AWS has fashioned a strong position in “top secret” cloud contracts around the world since it won a $600mn contract with US intelligence services in 2013. That deal was later expanded to include other companies including Microsoft and IBM.
The UK government followed suit in 2021 when its top three intelligence agencies signed a cloud contract with AWS, worth up to £1bn at the time, to bring AI and data sharing to the heart of their operations.
The three dedicated data centres will be funded by Australia’s existing pledge to boost defence spending substantially to prepare to “resist coercion” in the Indo-Pacific as geopolitical tension with China has grown.

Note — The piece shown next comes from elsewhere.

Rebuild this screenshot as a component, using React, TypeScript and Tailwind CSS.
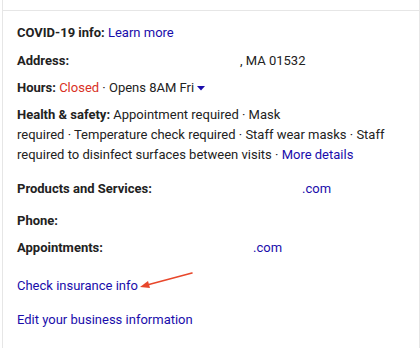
import React from "react";

const linkCls = "text-[#1a0dab]";

function Row({ className, children }: { className: string; children: React.ReactNode }) {
  return <div className={`leading-[20px] ${className}`}>{children}</div>;
}

export default function App() {
  return (
    <div className="w-[420px] h-[348px] bg-white overflow-hidden font-['Roboto',_'Liberation_Sans',_sans-serif] text-[13px] text-[#222]">
      <div className="ml-[2px] w-[418px] h-[348px] border-x border-[#e6e6e6]">
        <div className="h-[10px]" />
        <div className="border-t border-[#e6e6e6] pl-[14px] pr-[10px]">
          <Row className="mt-[12px]">
            <span className="font-bold">COVID-19 info: </span>
            <a className={linkCls}>Learn more</a>
          </Row>

          <Row className="mt-[8px] flex">
            <span className="font-bold w-[223px]">Address:</span>
            <span>, MA 01532</span>
          </Row>

          <Row className="mt-[7px] flex items-center">
            <span className="font-bold">Hours:&nbsp;</span>
            <span className="text-[#d93025]">Closed</span>
            <span>&nbsp;· Opens 8AM Fri</span>
            <svg width="8" height="5" viewBox="0 0 8 5" className="ml-[3px]">
              <path d="M0 0 L8 0 L4 4.5 Z" fill="#1a0dab" />
            </svg>
          </Row>

          <Row className="mt-[7px] whitespace-nowrap">
            <span className="font-bold">Health &amp; safety: </span>
            Appointment required · Mask
            <br />
            required · Temperature check required · Staff wear masks · Staff
            <br />
            required to disinfect surfaces between visits · <a className={linkCls}>More details</a>
          </Row>

          <Row className="mt-[14px] flex">
            <span className="font-bold w-[285px]">Products and Services:</span>
            <a className={linkCls}>.com</a>
          </Row>

          <Row className="mt-[12px]">
            <span className="font-bold">Phone:</span>
          </Row>

          <Row className="mt-[7px] flex">
            <span className="font-bold w-[236px]">Appointments:</span>
            <a className={linkCls}>.com</a>
          </Row>

          <Row className="mt-[18px] relative">
            <a className={linkCls}>Check insurance info</a>
            <svg
              width="60"
              height="24"
              viewBox="0 0 60 24"
              className="absolute left-[121px] top-[-4px]"
            >
              <line x1="54" y1="1" x2="9" y2="13" stroke="#e8472b" strokeWidth="1.6" strokeLinecap="round" />
              <path d="M2 15 L10 9 L12 16 Z" fill="#e8472b" />
            </svg>
          </Row>

          <Row className="mt-[14px]">
            <a className={linkCls}>Edit your business information</a>
          </Row>
        </div>
      </div>
    </div>
  );
}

It has overhauled its defence strategy and committed to a significant upgrade to its naval fleet, including the delivery of nuclear-powered submarines to the country for the first time under the Aukus agreement.
The announcement of the AWS contract coincided with an incident at the Australian parliament in which a group of protesters scaled the building’s roof and unveiled banners that included the inverted red triangle symbol criticising the government’s position on the war in Gaza.
Bareja said the protest highlighted the challenge that intelligence services faced in developing high-tech strategic capabilities but also in dealing with more basic security threats from individuals. “It’s a dichotomy that is defining the security debate,” he said.